## Problem to work on
Look through the lines below and state how many hold the word "components". Write only the number.

## Recorded information

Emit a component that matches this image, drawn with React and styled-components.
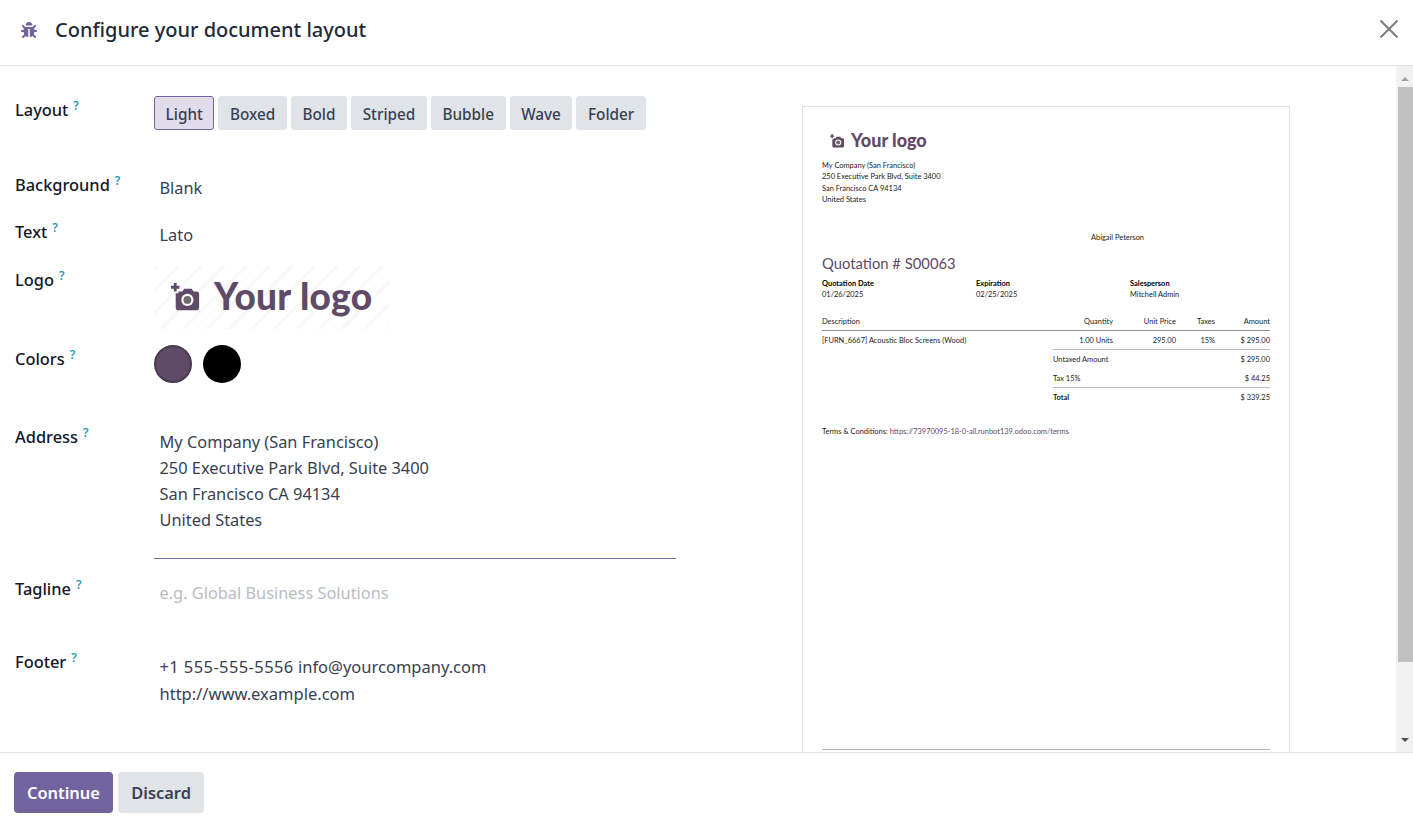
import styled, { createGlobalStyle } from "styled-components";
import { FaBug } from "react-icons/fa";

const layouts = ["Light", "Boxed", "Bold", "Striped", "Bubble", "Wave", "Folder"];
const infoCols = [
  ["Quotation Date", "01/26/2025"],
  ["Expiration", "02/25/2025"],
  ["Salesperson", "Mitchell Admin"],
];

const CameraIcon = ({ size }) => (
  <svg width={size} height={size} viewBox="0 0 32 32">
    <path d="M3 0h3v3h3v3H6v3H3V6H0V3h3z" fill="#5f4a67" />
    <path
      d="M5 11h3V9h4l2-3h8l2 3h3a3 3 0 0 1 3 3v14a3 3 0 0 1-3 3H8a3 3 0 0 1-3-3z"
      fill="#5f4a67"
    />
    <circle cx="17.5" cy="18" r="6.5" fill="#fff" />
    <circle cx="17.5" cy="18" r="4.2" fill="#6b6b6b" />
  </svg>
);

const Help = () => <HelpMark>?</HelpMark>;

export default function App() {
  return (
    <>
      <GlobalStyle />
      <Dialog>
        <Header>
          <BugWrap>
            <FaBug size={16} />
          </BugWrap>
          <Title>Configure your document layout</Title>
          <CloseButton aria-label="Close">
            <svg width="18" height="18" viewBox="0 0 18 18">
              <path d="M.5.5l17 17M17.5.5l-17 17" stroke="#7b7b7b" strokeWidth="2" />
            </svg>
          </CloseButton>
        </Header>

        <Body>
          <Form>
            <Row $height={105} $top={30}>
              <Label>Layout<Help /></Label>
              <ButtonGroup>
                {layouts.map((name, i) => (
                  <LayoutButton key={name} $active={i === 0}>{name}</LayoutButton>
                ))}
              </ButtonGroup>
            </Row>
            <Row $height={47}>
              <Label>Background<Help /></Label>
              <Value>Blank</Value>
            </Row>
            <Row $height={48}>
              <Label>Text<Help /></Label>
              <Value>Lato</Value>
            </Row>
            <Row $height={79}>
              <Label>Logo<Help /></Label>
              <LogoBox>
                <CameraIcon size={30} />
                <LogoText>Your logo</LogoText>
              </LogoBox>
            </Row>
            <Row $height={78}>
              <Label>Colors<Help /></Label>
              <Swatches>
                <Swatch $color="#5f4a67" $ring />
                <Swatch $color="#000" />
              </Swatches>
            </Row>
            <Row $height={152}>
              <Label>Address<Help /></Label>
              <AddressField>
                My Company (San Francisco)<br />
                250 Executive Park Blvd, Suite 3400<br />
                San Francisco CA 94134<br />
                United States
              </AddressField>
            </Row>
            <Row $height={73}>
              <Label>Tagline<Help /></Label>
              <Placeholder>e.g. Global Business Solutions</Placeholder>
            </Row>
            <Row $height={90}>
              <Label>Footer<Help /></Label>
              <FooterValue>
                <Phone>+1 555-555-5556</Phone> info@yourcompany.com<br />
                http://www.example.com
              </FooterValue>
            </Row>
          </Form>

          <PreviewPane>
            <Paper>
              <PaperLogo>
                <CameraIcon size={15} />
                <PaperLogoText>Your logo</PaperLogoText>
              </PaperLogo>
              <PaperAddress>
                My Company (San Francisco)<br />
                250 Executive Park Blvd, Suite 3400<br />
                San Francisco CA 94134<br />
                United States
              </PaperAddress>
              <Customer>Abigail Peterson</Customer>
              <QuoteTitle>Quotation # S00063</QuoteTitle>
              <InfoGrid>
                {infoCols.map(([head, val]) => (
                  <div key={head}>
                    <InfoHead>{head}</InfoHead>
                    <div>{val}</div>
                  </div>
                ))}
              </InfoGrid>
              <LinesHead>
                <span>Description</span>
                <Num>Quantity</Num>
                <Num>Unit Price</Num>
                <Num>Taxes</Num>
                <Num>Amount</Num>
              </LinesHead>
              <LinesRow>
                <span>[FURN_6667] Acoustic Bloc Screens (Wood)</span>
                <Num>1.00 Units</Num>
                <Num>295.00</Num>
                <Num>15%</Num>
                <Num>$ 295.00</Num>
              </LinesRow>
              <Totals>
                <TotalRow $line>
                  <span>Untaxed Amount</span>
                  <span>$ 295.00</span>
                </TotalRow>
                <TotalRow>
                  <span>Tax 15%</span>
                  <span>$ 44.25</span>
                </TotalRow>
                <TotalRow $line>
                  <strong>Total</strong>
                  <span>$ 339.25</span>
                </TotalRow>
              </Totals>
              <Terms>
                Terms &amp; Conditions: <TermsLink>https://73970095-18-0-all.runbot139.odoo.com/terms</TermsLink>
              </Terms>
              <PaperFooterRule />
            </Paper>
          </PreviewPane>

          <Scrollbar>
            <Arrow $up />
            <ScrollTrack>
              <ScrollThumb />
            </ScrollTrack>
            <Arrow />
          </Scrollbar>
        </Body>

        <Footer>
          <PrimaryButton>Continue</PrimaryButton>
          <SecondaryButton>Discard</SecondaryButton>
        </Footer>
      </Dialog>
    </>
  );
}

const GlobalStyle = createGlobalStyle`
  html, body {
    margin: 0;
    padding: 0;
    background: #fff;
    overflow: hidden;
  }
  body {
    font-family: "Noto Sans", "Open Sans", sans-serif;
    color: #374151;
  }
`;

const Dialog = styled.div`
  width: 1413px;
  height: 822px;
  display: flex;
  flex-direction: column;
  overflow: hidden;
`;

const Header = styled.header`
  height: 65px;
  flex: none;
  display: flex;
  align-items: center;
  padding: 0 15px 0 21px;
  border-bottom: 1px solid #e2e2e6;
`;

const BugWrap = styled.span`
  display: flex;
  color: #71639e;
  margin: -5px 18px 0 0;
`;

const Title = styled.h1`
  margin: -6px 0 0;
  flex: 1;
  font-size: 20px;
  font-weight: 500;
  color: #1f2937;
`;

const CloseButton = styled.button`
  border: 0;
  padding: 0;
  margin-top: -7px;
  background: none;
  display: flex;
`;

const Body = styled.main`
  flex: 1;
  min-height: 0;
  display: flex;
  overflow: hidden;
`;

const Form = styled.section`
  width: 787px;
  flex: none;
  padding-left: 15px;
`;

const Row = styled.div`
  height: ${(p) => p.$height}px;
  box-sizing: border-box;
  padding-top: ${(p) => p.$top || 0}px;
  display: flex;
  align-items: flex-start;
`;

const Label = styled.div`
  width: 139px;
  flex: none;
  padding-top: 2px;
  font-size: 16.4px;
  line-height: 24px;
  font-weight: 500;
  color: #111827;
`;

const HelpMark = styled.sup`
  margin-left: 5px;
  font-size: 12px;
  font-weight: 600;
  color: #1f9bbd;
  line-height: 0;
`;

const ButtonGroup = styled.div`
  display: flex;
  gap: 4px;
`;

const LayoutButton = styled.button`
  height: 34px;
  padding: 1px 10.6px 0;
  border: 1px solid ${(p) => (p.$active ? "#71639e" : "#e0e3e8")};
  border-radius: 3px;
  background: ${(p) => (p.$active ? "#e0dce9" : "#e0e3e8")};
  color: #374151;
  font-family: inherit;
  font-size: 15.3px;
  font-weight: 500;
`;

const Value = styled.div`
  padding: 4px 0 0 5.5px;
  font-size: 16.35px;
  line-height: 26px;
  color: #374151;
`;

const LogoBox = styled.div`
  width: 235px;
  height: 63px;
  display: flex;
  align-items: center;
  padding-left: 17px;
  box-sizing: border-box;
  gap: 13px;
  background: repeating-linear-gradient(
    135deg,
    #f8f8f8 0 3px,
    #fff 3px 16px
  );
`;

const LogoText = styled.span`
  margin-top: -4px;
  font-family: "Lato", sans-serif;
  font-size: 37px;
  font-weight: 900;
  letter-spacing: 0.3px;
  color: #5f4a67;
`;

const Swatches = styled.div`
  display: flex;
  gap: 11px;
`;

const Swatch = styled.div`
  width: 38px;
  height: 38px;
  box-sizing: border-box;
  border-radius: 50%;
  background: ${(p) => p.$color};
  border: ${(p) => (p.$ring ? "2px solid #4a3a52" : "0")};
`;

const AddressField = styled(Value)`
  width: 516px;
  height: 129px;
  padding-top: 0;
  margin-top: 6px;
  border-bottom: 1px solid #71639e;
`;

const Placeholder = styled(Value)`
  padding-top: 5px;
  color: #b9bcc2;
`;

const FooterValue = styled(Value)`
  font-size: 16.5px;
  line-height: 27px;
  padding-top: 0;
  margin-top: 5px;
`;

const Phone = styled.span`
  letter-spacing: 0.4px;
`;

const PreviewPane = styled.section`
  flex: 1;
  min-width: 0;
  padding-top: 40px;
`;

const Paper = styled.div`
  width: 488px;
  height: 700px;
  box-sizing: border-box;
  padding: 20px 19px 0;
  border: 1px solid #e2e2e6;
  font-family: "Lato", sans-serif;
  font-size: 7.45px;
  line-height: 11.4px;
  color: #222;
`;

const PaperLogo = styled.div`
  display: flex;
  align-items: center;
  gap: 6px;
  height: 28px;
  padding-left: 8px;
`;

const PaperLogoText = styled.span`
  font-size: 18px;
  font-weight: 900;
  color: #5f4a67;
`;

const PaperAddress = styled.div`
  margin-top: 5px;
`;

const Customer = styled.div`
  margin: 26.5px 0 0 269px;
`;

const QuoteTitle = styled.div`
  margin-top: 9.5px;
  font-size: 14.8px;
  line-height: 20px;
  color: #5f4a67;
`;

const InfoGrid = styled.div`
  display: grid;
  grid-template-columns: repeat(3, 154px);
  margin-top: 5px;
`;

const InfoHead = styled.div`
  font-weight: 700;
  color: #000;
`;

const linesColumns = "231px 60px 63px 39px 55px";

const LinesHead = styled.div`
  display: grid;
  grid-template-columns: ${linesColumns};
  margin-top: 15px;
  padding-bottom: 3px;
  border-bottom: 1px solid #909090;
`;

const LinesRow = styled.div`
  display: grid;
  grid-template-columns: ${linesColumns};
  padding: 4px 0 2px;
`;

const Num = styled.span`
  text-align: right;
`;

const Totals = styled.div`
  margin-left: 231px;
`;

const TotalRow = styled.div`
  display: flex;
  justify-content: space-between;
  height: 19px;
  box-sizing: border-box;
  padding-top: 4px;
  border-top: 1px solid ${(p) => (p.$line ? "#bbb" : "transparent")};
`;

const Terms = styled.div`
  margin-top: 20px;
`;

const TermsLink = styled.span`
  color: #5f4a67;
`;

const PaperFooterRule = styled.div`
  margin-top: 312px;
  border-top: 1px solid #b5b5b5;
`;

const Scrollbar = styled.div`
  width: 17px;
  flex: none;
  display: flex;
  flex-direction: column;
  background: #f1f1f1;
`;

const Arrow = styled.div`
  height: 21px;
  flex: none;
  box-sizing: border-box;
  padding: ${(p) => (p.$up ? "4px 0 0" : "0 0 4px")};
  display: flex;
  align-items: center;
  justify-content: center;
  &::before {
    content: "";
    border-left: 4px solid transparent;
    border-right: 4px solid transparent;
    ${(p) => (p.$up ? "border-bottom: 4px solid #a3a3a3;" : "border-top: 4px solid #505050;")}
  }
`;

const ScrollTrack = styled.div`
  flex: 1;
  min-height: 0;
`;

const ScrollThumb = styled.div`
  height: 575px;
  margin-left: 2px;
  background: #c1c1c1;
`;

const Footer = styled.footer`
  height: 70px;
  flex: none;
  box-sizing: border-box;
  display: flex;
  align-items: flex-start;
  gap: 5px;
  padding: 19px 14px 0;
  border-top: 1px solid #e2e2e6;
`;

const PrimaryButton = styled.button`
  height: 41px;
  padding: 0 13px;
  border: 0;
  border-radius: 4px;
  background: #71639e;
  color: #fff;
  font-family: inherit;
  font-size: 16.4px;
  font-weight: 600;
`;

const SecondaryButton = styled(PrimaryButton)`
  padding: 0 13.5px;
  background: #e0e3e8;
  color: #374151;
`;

## Correct response
2